SW1(config)#int fa0/3
SW1(config-if)#ip igmp join 224.1.1.1
SW1(config-if)#end
SW1#R4#ping
Protocol [ip]:
Target IP address: 224.1.1.1
Repeat count [1]: 5
Datagram size [100]:
Timeout in seconds [2]:
Extended commands [n]: y
Interface [All]: Ethernet0/0
Time to live [255]:
Source address: 150.1.124.4
Type of service [0]:
Set DF bit in IP header? [no]:
Validate reply data? [no]:
Data pattern [0xABCD]:
Loose, Strict, Record, Timestamp, Verbose[none]:
Sweep range of sizes [n]:
Type escape sequence to abort.
Sending 5, 100-byte ICMP Echos to 224.1.1.1, timeout is 2 seconds:
Packet sent with a source address of 150.1.124.4Reply to request 0 from 150.1.37.7, 32 ms
Reply to request 1 from 150.1.37.7, 28 ms
Reply to request 2 from 150.1.37.7, 28 ms
Reply to request 3 from 150.1.37.7, 28 ms
Reply to request 4 from 150.1.37.7, 28 ms
Now let’s trace the traffic flow starting at the destination and working our way back up the reverse path.

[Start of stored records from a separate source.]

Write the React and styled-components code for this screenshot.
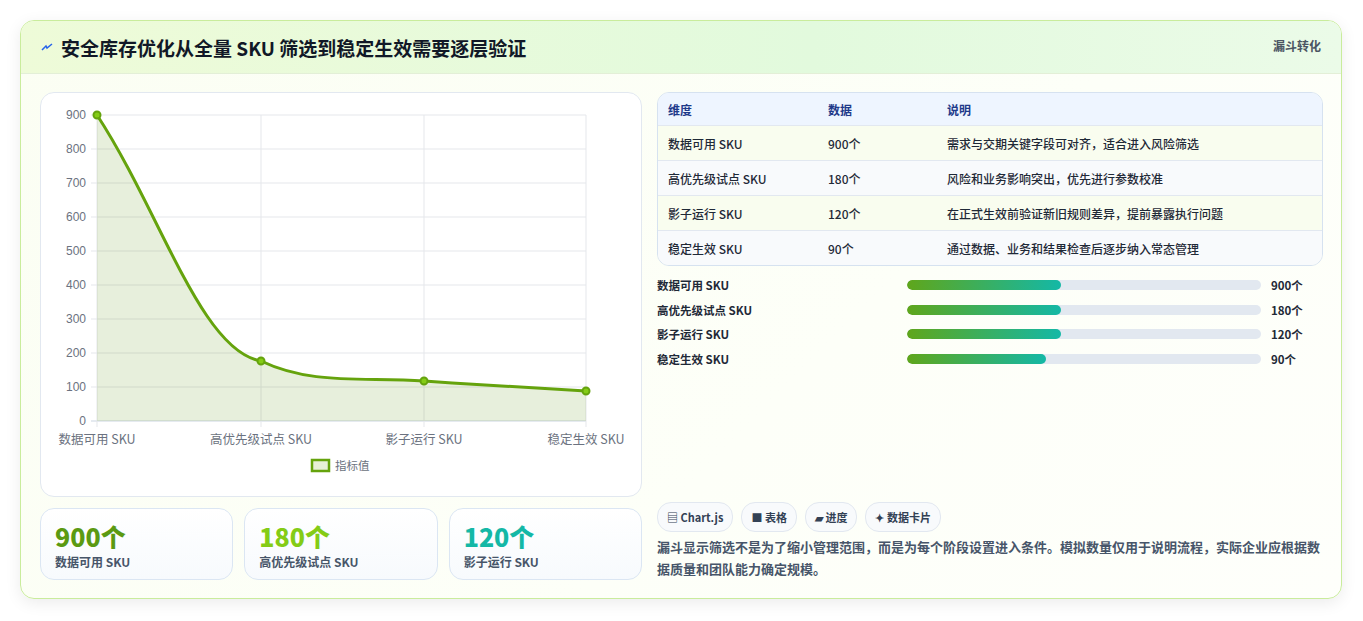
import styled, { createGlobalStyle } from "styled-components";

const Global = createGlobalStyle`
  body { margin: 0; background: #f3f4f6; font-family: "Noto Sans CJK SC", "Noto Sans", sans-serif; }
`;

const Page = styled.div`
  width: 1363px;
  height: 621px;
  padding: 20px;
  box-sizing: border-box;
  background: #fff;
`;

const Card = styled.div`
  width: 1322px;
  height: 579px;
  box-sizing: border-box;
  border: 1px solid #c9ec9c;
  border-radius: 14px;
  overflow: hidden;
  background: linear-gradient(135deg, #fbfef3, #fdfff8 60%, #fefffb);
  box-shadow: 0 4px 16px rgba(0, 0, 0, 0.08);
  display: flex;
  flex-direction: column;
`;

const Header = styled.div`
  height: 54px;
  display: flex;
  align-items: center;
  justify-content: space-between;
  padding: 0 20px;
  background: linear-gradient(90deg, #eefbd8, #e2fadd 60%, #ebfbe8);
  border-bottom: 1px solid #e3efd7;
`;

const Title = styled.h1`
  margin: 0;
  font-size: 19px;
  font-weight: 700;
  color: #111827;
  display: flex;
  align-items: center;
  gap: 8px;
`;

const Tag = styled.span`
  align-self: flex-start;
  margin-top: 16px;
  font-size: 12px;
  font-weight: 700;
  color: #4b5563;
`;

const Body = styled.div`
  flex: 1;
  display: grid;
  grid-template-columns: 602px 666px;
  gap: 15px;
  padding: 18px 19px 18px 19px;
`;

const Col = styled.div`
  display: flex;
  flex-direction: column;
`;

const ChartBox = styled.div`
  height: 403px;
  border: 1px solid #e2e8f0;
  border-radius: 14px;
  background: #fff;
`;

const Stats = styled.div`
  margin-top: 11px;
  display: grid;
  grid-template-columns: repeat(3, 1fr);
  gap: 11px;
`;

const Stat = styled.div`
  height: 72px;
  border: 1px solid #dbe6f3;
  border-radius: 14px;
  background: linear-gradient(180deg, #fff, #f7fafd);
  padding: 12px 14px;
  box-sizing: border-box;
`;

const StatValue = styled.div`
  font-size: 25px;
  font-weight: 800;
  line-height: 30px;
  color: ${(p) => p.$c};
`;

const StatLabel = styled.div`
  font-size: 12px;
  font-weight: 700;
  color: #475569;
  margin-top: 2px;
`;

const Table = styled.div`
  border: 1px solid #d6e2f0;
  border-radius: 12px;
  overflow: hidden;
  font-size: 12px;
`;

const Row = styled.div`
  display: grid;
  grid-template-columns: 160px 119px 1fr;
  height: ${(p) => (p.$head ? 32 : 34)}px;
  align-items: center;
  padding-left: 10px;
  background: ${(p) => (p.$head ? "#eef5ff" : p.$alt ? "#f8fafc" : "#f9fdef")};
  border-top: ${(p) => (p.$head ? "none" : "1px solid #e2e8f0")};
  color: ${(p) => (p.$head ? "#1e3a8a" : "#1f2937")};
  font-weight: ${(p) => (p.$head ? 700 : 500)};
`;

const Bars = styled.div`
  margin-top: 11px;
  display: flex;
  flex-direction: column;
  gap: 8.5px;
`;

const BarRow = styled.div`
  display: grid;
  grid-template-columns: 250px 344px 1fr;
  gap: 10px;
  align-items: center;
  font-size: 11.5px;
  font-weight: 700;
  color: #1f2937;
  height: 16px;
`;

const Track = styled.div`
  height: 10px;
  border-radius: 5px;
  background: #e2e8f0;
  margin-left: -10px;
  overflow: hidden;
`;

const Fill = styled.div`
  height: 100%;
  border-radius: 5px;
  background: linear-gradient(90deg, #5fa61b, #14b8a6);
`;

const Chips = styled.div`
  margin-top: auto;
  display: flex;
  gap: 8px;
`;

const Chip = styled.span`
  height: 28px;
  padding: 0 9px;
  display: flex;
  align-items: center;
  gap: 3px;
  border: 1px solid #e2e8f0;
  border-radius: 14px;
  background: #f8fafc;
  font-size: 11px;
  font-weight: 700;
  color: #334155;
`;

const Note = styled.p`
  margin: 4px 0 0;
  font-size: 13px;
  line-height: 22px;
  font-weight: 600;
  color: #475569;
`;

const tableRows = [
  ["数据可用 SKU", "900个", "需求与交期关键字段可对齐，适合进入风险筛选"],
  ["高优先级试点 SKU", "180个", "风险和业务影响突出，优先进行参数校准"],
  ["影子运行 SKU", "120个", "在正式生效前验证新旧规则差异，提前暴露执行问题"],
  ["稳定生效 SKU", "90个", "通过数据、业务和结果检查后逐步纳入常态管理"],
];

const bars = [
  ["数据可用 SKU", 43.6, "900个"],
  ["高优先级试点 SKU", 43.6, "180个"],
  ["影子运行 SKU", 43.6, "120个"],
  ["稳定生效 SKU", 39.2, "90个"],
];

function Chart() {
  const xs = [56, 220, 383, 545];
  const ys = Array.from({ length: 10 }, (_, i) => 22 + i * 34);
  const labels = ["数据可用 SKU", "高优先级试点 SKU", "影子运行 SKU", "稳定生效 SKU"];
  const pts = [[56, 22], [220, 268], [383, 288], [545, 298]];
  const line = "M56,22 C120,120 160,258 220,268 C270,292 320,284 383,288 C440,292 500,295 545,298";
  return (
    <svg width="602" height="403" style={{ display: "block" }}>
      {ys.map((y, i) => (
        <g key={y}>
          <line x1="50" x2="545" y1={y} y2={y} stroke={i === 9 ? "#cbd5e1" : "#e5e7eb"} />
          <text x="45" y={y + 4} fontSize="12" fill="#6b7280" textAnchor="end" fontFamily="Liberation Sans, sans-serif">
            {900 - i * 100}
          </text>
        </g>
      ))}
      {xs.map((x) => (
        <line key={x} x1={x} x2={x} y1="22" y2="334" stroke="#e5e7eb" />
      ))}
      <path d={line + " L545,328 L56,328 Z"} fill="rgba(95,150,20,0.15)" />
      <path d={line} fill="none" stroke="#65a30d" strokeWidth="3" />
      {pts.map(([x, y]) => (
        <circle key={x} cx={x} cy={y} r="3.5" fill="#84cc16" stroke="#65a30d" strokeWidth="2" />
      ))}
      {labels.map((l, i) => (
        <text key={l} x={xs[i]} y="351" fontSize="12.5" fill="#6b7280" textAnchor="middle">
          {l}
        </text>
      ))}
      <rect x="271" y="367" width="17" height="11" fill="#e7f0d8" stroke="#65a30d" strokeWidth="2.5" />
      <text x="294" y="377" fontSize="11.5" fill="#6b7280">指标值</text>
    </svg>
  );
}

export default function App() {
  return (
    <Page>
      <Global />
      <Card>
        <Header>
          <Title>
            <svg width="12" height="10" viewBox="0 0 12 10">
              <path d="M1 8 L5 4 L6 6 L11 2" fill="none" stroke="#2563eb" strokeWidth="1.5" />
            </svg>
            安全库存优化从全量 SKU 筛选到稳定生效需要逐层验证
          </Title>
          <Tag>漏斗转化</Tag>
        </Header>
        <Body>
          <Col>
            <ChartBox>
              <Chart />
            </ChartBox>
            <Stats>
              <Stat>
                <StatValue $c="#5b9a12">900个</StatValue>
                <StatLabel>数据可用 SKU</StatLabel>
              </Stat>
              <Stat>
                <StatValue $c="#84cc16">180个</StatValue>
                <StatLabel>高优先级试点 SKU</StatLabel>
              </Stat>
              <Stat>
                <StatValue $c="#14b8a6">120个</StatValue>
                <StatLabel>影子运行 SKU</StatLabel>
              </Stat>
            </Stats>
          </Col>
          <Col>
            <Table>
              <Row $head>
                <span>维度</span>
                <span>数据</span>
                <span>说明</span>
              </Row>
              {tableRows.map((r, i) => (
                <Row key={r[0]} $alt={i % 2 === 1}>
                  {r.map((c) => (
                    <span key={c}>{c}</span>
                  ))}
                </Row>
              ))}
            </Table>
            <Bars>
              {bars.map(([l, w, v]) => (
                <BarRow key={l}>
                  <span>{l}</span>
                  <Track>
                    <Fill style={{ width: `${w}%` }} />
                  </Track>
                  <span>{v}</span>
                </BarRow>
              ))}
            </Bars>
            <Chips>
              <Chip>▤ Chart.js</Chip>
              <Chip>■ 表格</Chip>
              <Chip>▰ 进度</Chip>
              <Chip>✦ 数据卡片</Chip>
            </Chips>
            <Note>
              漏斗显示筛选不是为了缩小管理范围，而是为每个阶段设置进入条件。模拟数量仅用于说明流程，实际企业应根据数据质量和团队能力确定规模。
            </Note>
          </Col>
        </Body>
      </Card>
    </Page>
  );
}
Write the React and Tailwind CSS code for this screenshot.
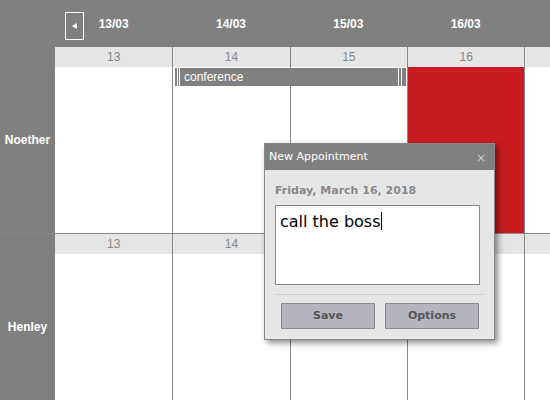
import React from "react";

const days = ["13", "14", "15", "16", "17"];

function ResourceRow({ name, first }) {
  return (
    <div className={`flex shrink-0 ${first ? "h-[186px]" : "h-[187px] border-t border-[#888]"}`}>
      <div className="w-[55px] shrink-0 flex items-center justify-center text-[12px] font-bold text-white">
        {name}
      </div>
      <div className="relative flex bg-white flex-1">
        {days.map((d, i) => (
          <div
            key={d}
            className={`w-[117.33px] shrink-0 flex flex-col ${i > 0 ? "border-l border-[#888]" : ""}`}
          >
            <div className="h-[20px] bg-[#e5e5e5] flex items-center justify-center text-[12px] text-[#888]">
              {i < 4 ? d : ""}
            </div>
            <div className={`flex-1 ${first && i === 3 ? "bg-[#c81b22]" : ""}`}></div>
          </div>
        ))}
        {first && (
          <div className="absolute left-[120px] top-[21px] w-[232px] h-[18px] flex bg-[#808080]">
            <div className="w-[2px] bg-[#808080]"></div>
            <div className="w-[1px] bg-white"></div>
            <div className="w-[1px] bg-[#808080]"></div>
            <div className="w-[1px] bg-white"></div>
            <div className="flex-1 pl-[4px] text-[12px] leading-[18px] text-white">conference</div>
            <div className="w-[1px] bg-white"></div>
            <div className="w-[2px] bg-[#808080]"></div>
            <div className="w-[1px] bg-white"></div>
            <div className="w-[4px] bg-[#808080]"></div>
            <div className="w-[1px] bg-white"></div>
          </div>
        )}
      </div>
    </div>
  );
}

export default function App() {
  return (
    <div className="relative w-[550px] h-[400px] overflow-hidden bg-[#808080] flex flex-col font-['Liberation_Sans',Arial,sans-serif]">
      <div className="h-[47px] shrink-0 flex">
        <div className="w-[55px] shrink-0"></div>
        {days.map((d, i) => (
          <div
            key={d}
            className="relative w-[117.33px] shrink-0 flex items-center justify-center text-[12px] font-bold text-white"
          >
            {i === 0 && (
              <button className="absolute left-[10px] top-[12px] w-[19px] h-[28px] border border-white flex items-center justify-center">
                <svg width="8" height="8" viewBox="0 0 8 8">
                  <polygon points="1,4 6,1 6,7" fill="white" />
                </svg>
              </button>
            )}
            {i < 4 ? `${d}/03` : ""}
          </div>
        ))}
      </div>

      <ResourceRow name="Noether" first />
      <ResourceRow name="Henley" />

      <div className="absolute left-[264px] top-[143px] w-[231px] h-[197px] border border-[#888] bg-[#e6e6e6] shadow-[3px_3px_6px_rgba(0,0,0,0.45)] flex flex-col font-['DejaVu_Sans',Verdana,sans-serif]">
        <div className="h-[26px] bg-[#808080] flex items-center justify-between pl-[4px] pr-[8px] pt-[1px]">
          <span className="text-[11px] text-white">New Appointment</span>
          <span className="text-[12px] text-[#ccc]">×</span>
        </div>
        <div className="px-[10px] pt-[14px]">
          <div className="text-[11px] font-bold text-[#888] leading-[14px]">Friday, March 16, 2018</div>
          <div className="mt-[7px] w-[205px] h-[80px] border border-[#888] bg-white px-[4px] pt-[6px] text-[16px] leading-[20px] text-black">
            call the boss<span className="inline-block w-[1px] h-[18px] bg-black align-[-3px]"></span>
          </div>
          <div className="mt-[9px] w-[209px] border-t border-[#d0d0d0]"></div>
          <div className="mt-[8px] flex gap-[10px] pl-[6px]">
            <button className="w-[94px] h-[26px] bg-[#b5b5bf] border border-[#888] text-[11px] font-bold text-[#555]">
              Save
            </button>
            <button className="w-[94px] h-[26px] bg-[#b5b5bf] border border-[#888] text-[11px] font-bold text-[#555]">
              Options
            </button>
          </div>
        </div>
      </div>
    </div>
  );
}
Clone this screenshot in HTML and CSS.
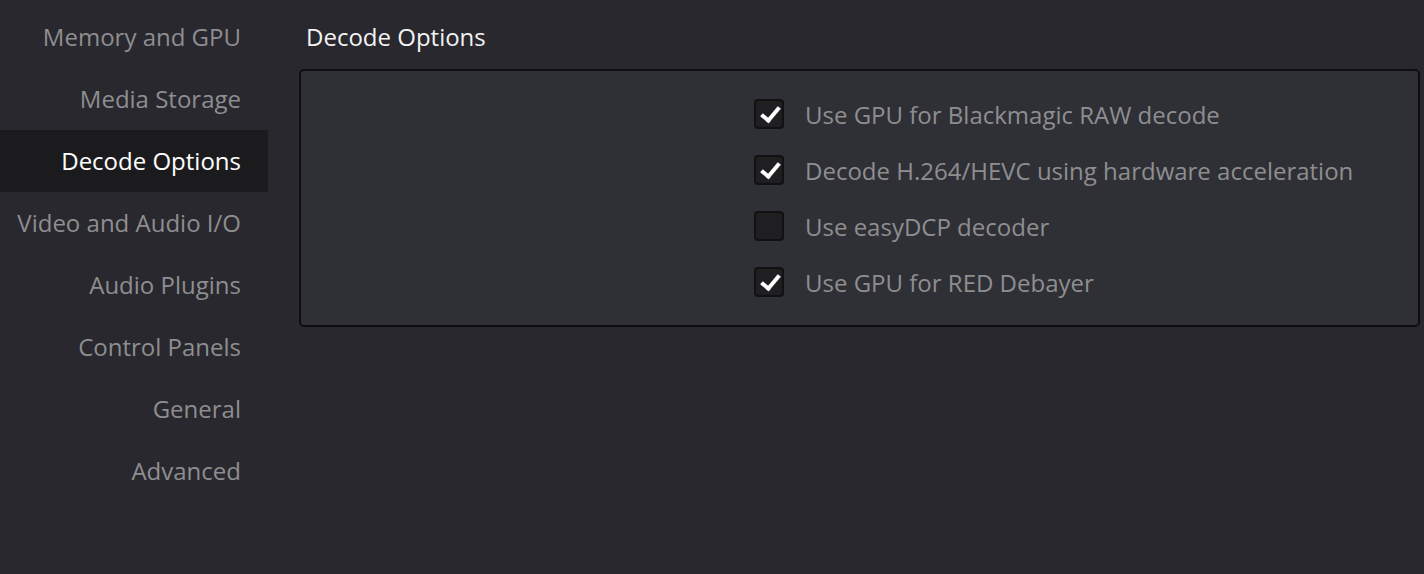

SW1#show ip mroute 224.1.1.1
IP Multicast Routing Table
Flags: D - Dense, S - Sparse, B - Bidir Group, s - SSM Group, C - Connected,
L - Local, P - Pruned, R - RP-bit set, F - Register flag,
T - SPT-bit set, J - Join SPT, M - MSDP created entry,
X - Proxy Join Timer Running, A - Candidate for MSDP Advertisement,
U - URD, I - Received Source Specific Host Report, Z - Multicast Tunnel
Y - Joined MDT-data group, y - Sending to MDT-data group
Outgoing interface flags: H - Hardware switched, A - Assert winner
Timers: Uptime/Expires
Interface state: Interface, Next-Hop or VCD, State/Mode(*, 224.1.1.1), 00:03:05/stopped, RP 0.0.0.0, flags: DCL
Incoming interface: Null, RPF nbr 0.0.0.0
Outgoing interface list:
FastEthernet0/3, Forward/Dense, 00:03:05/00:00:00(150.1.124.4, 224.1.1.1), 00:02:26/00:02:02, flags: PLTX
Incoming interface: FastEthernet0/3, RPF nbr 150.1.37.3
Outgoing interface list: Null
SW1’s RPF neighbor for (150.1.124.4,224.1.1.1) is 150.1.37.3, which means that SW1 received the packet from R3.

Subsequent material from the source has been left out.